Il santo di Assisi non è solo questo: è la dignità regale, con la quale presenta al papa Innocenzo III la ferma intenzione di vivere una vita dura («ma regalmente sua dura intenzione / ad Innocenzo aperse»); è il coraggio con cui ,«per la sete di martirio», predica Cristo «alla presenza del Soldan superba» (nel latino cristiano superbus è l’aggettivo che connota Satana). E’ la forza con cui accetta le stigmate a La Verna («il crudo sasso intra Tevero ed Arno») e l’aggettivo «crudo» rispecchia lo scoscendimento della montagna e il dolore indicibile delle piaghe di Cristo. Anche in morte domina la Povertà, che egli raccomanda e lascia in eredità ai suoi frati perché la amino. Ed è dal grembo della Povertà stessa che la sua anima volle muoversi, tornando al cielo e rifiutando ogni altra bara per il suo corpo.

Scelta radicale, certo, quella di Francesco: una scelta forte, che ci ricorda come essere cristiani sia appartenere non ad una religione di roselline e fiorellini, di immaginette edulcorate, ma ad un credo che richiede forza, abbandono alla volontà di Dio. E che soprattutto impegna a rinnovare coerentemente ogni giorno la scelta fatta. La povertà del santo può essere tradotta oggi nell’abbandono del superfluo, nel valorizzare quello che uno ha, nel condividerlo con gli altri, nel ricercare i valori veri e non l’esteriorità, l’autenticità interiore e non la bella immagine. Francesco è l’uomo che non pone l’io al centro dell’universo, ma si sente creatura fra le creature; è colui che chiama sorella e madre la terra, fratelli il sole, il fuoco e il vento, sorelle l’acqua, la luna e la morte. Una grande sfida, la sua, che solo un grande santo ha saputo raccogliere e realizzare con l’aiuto di Dio?

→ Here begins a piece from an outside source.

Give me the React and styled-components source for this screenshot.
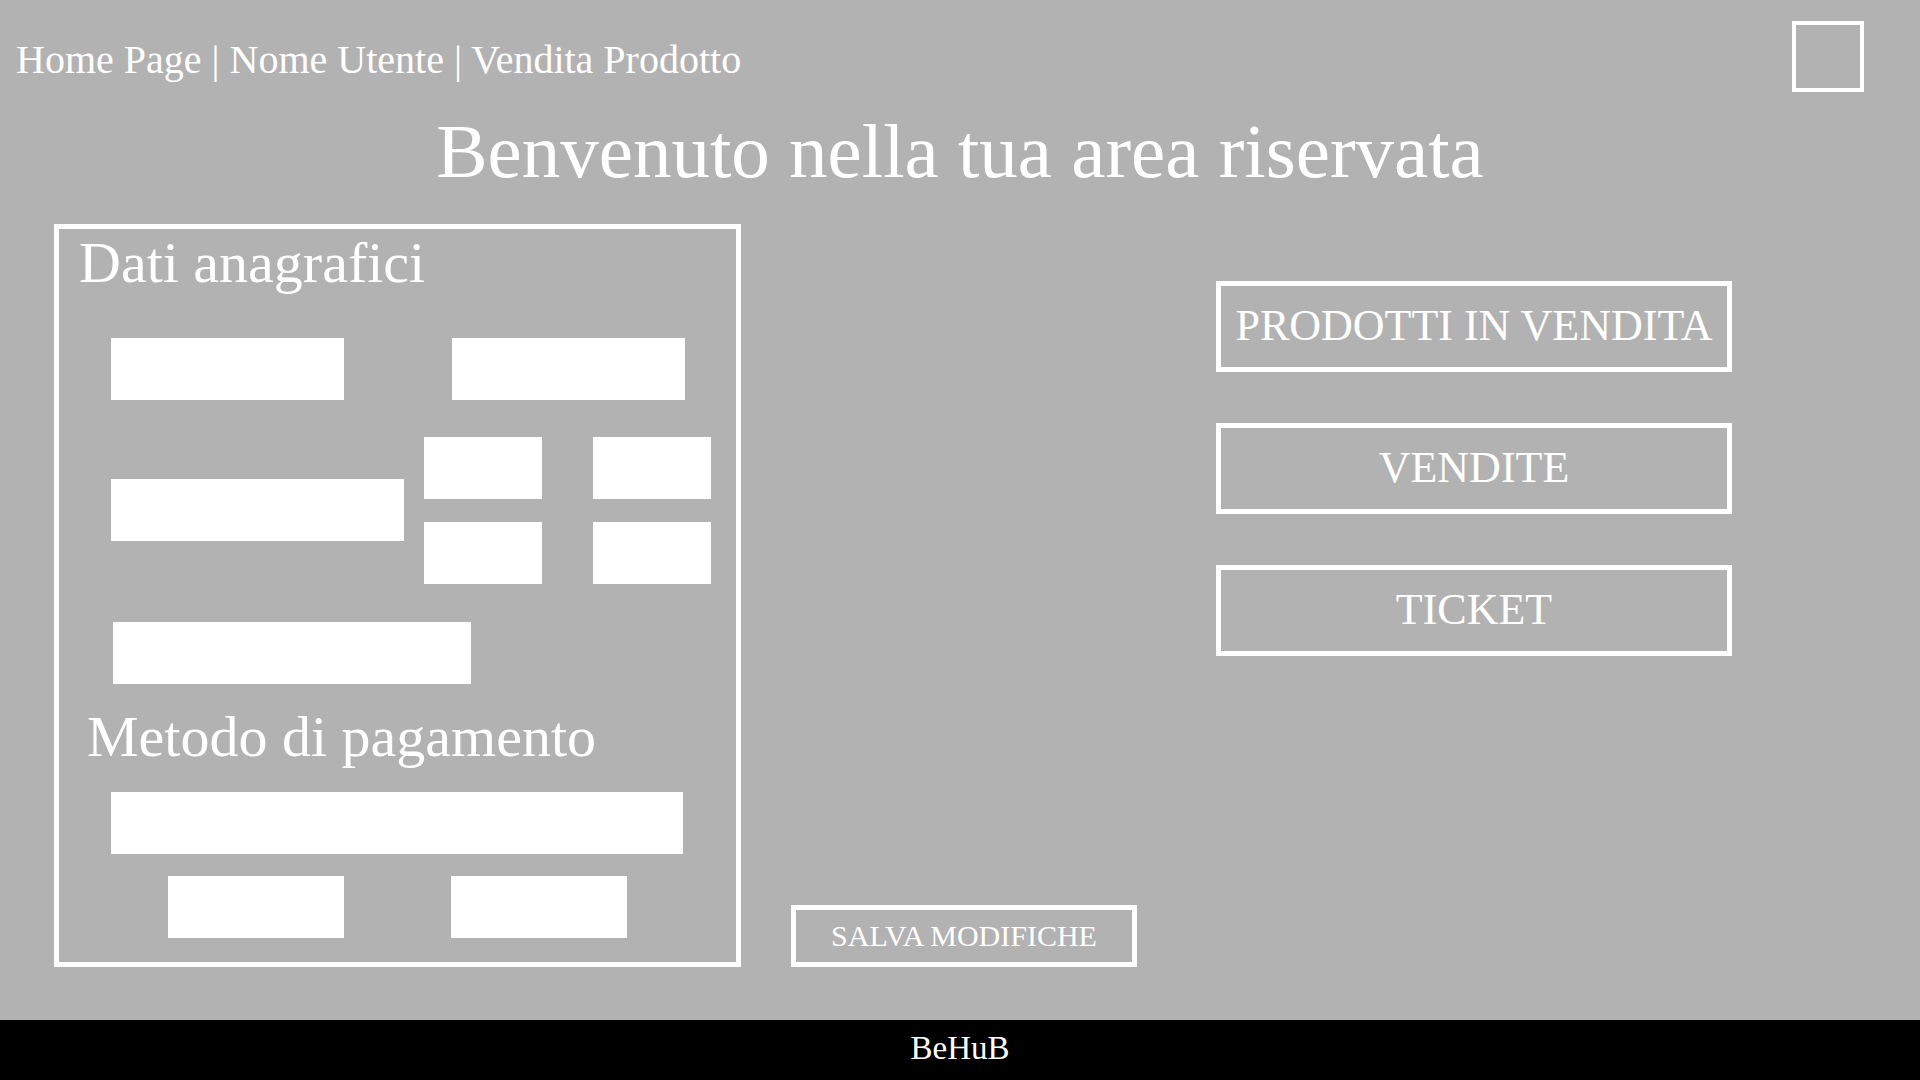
import styled, { createGlobalStyle } from 'styled-components';

// Note: Cont is short for Container
const GlobalStyle = createGlobalStyle`
  html, body {
    margin: 0;
    padding: 0;
  }

  body {
    background: #b2b2b2;
    font-family: "Liberation Serif", "Times New Roman", serif;
    color: #fff;
  }

  * {
    box-sizing: border-box;
  }
`;

const PageCont = styled.div`
  display: flex;
  flex-direction: column;
  min-height: 100vh;
  background: #b2b2b2;
`;

const Header = styled.header`
  display: flex;
  justify-content: space-between;
  align-items: flex-start;
  padding: 21px 56px 0 16px;
`;

const Breadcrumb = styled.nav`
  margin-top: 18.5px;
  font-size: 40px;
  line-height: 1;
  white-space: nowrap;
`;

const ProfileBox = styled.div`
  width: 72px;
  height: 71px;
  border: 4px solid #fff;
`;

const Title = styled.h1`
  margin: 21px 0 33.5px;
  font-size: 77px;
  font-weight: normal;
  line-height: 1;
  text-align: center;
`;

const Main = styled.main`
  display: flex;
  align-items: stretch;
  padding-left: 54px;
`;

const Panel = styled.section`
  display: flex;
  flex-direction: column;
  width: 687px;
  height: 743px;
  padding-top: 5px;
  border: 5px solid #fff;
`;

const SectionTitle = styled.h2`
  margin: ${({ $top }) => $top}px 0 0 ${({ $left }) => $left}px;
  font-size: 58px;
  font-weight: normal;
  line-height: 1;
  white-space: nowrap;
`;

const Row = styled.div`
  display: flex;
  align-items: center;
  gap: ${({ $gap }) => $gap || 0}px;
  margin: ${({ $top }) => $top}px 0 0 ${({ $left }) => $left}px;
`;

const Field = styled.div`
  width: ${({ $w }) => $w}px;
  height: 62px;
  background: #fff;
`;

const SmallGrid = styled.div`
  display: grid;
  grid-template-columns: 118px 118px;
  column-gap: 51px;
  row-gap: 23px;
`;

const SaveCont = styled.div`
  display: flex;
  align-items: flex-end;
  margin-left: 50px;
`;

const SaveButton = styled.button`
  display: flex;
  align-items: center;
  justify-content: center;
  width: 346px;
  height: 62px;
  padding: 0;
  border: 5px solid #fff;
  background: transparent;
  color: #fff;
  font-family: "Liberation Serif", "Times New Roman", serif;
  font-size: 30px;
  line-height: 1;
  white-space: nowrap;
`;

const MenuCont = styled.div`
  display: flex;
  flex-direction: column;
  gap: 51px;
  margin-left: 79px;
  padding-top: 57px;
`;

const MenuButton = styled.button`
  display: flex;
  align-items: center;
  justify-content: center;
  width: 516px;
  height: 91px;
  padding: 0;
  border: 5px solid #fff;
  background: transparent;
  color: #fff;
  font-family: "Liberation Serif", "Times New Roman", serif;
  font-size: 44px;
  line-height: 1;
  white-space: nowrap;
`;

const Footer = styled.footer`
  display: flex;
  align-items: center;
  justify-content: center;
  height: 60px;
  margin-top: auto;
  padding-bottom: 4px;
  background: #000;
  color: #fff;
  font-size: 33px;
  line-height: 1;
`;

export default function App() {
  return (
    <PageCont>
      <GlobalStyle />
      <Header>
        <Breadcrumb>Home Page | Nome Utente | Vendita Prodotto</Breadcrumb>
        <ProfileBox />
      </Header>

      <Title>Benvenuto nella tua area riservata</Title>

      <Main>
        <Panel>
          <SectionTitle $top={0} $left={20}>Dati anagrafici</SectionTitle>
          <Row $top={46} $left={52} $gap={108}>
            <Field $w={233} />
            <Field $w={233} />
          </Row>
          <Row $top={37} $left={52} $gap={20}>
            <Field $w={293} />
            <SmallGrid>
              <Field $w={118} />
              <Field $w={118} />
              <Field $w={118} />
              <Field $w={118} />
            </SmallGrid>
          </Row>
          <Row $top={38} $left={54}>
            <Field $w={358} />
          </Row>

          <SectionTitle $top={24} $left={28}>Metodo di pagamento</SectionTitle>
          <Row $top={26} $left={52}>
            <Field $w={572} />
          </Row>
          <Row $top={22} $left={109} $gap={107}>
            <Field $w={176} />
            <Field $w={176} />
          </Row>
        </Panel>

        <SaveCont>
          <SaveButton>SALVA MODIFICHE</SaveButton>
        </SaveCont>

        <MenuCont>
          <MenuButton>PRODOTTI IN VENDITA</MenuButton>
          <MenuButton>VENDITE</MenuButton>
          <MenuButton>TICKET</MenuButton>
        </MenuCont>
      </Main>

      <Footer>BeHuB</Footer>
    </PageCont>
  );
}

Certo, Francesco è un unicum, ma la sua festa viene a ricordare a ciascuno di noi il difficile impegno dell’essere quotidianamente cristiani e, nella consapevolezza di essere fatti di quella terra (humus) alla quale tutti dobbiamo tornare, la grande letizia che viene dal lodare, ringraziare e servire il Signore «cum grande humilitate», consapevoli di quello che siamo, ma anche di quello che, dopo Cristo, siamo chiamati a diventare.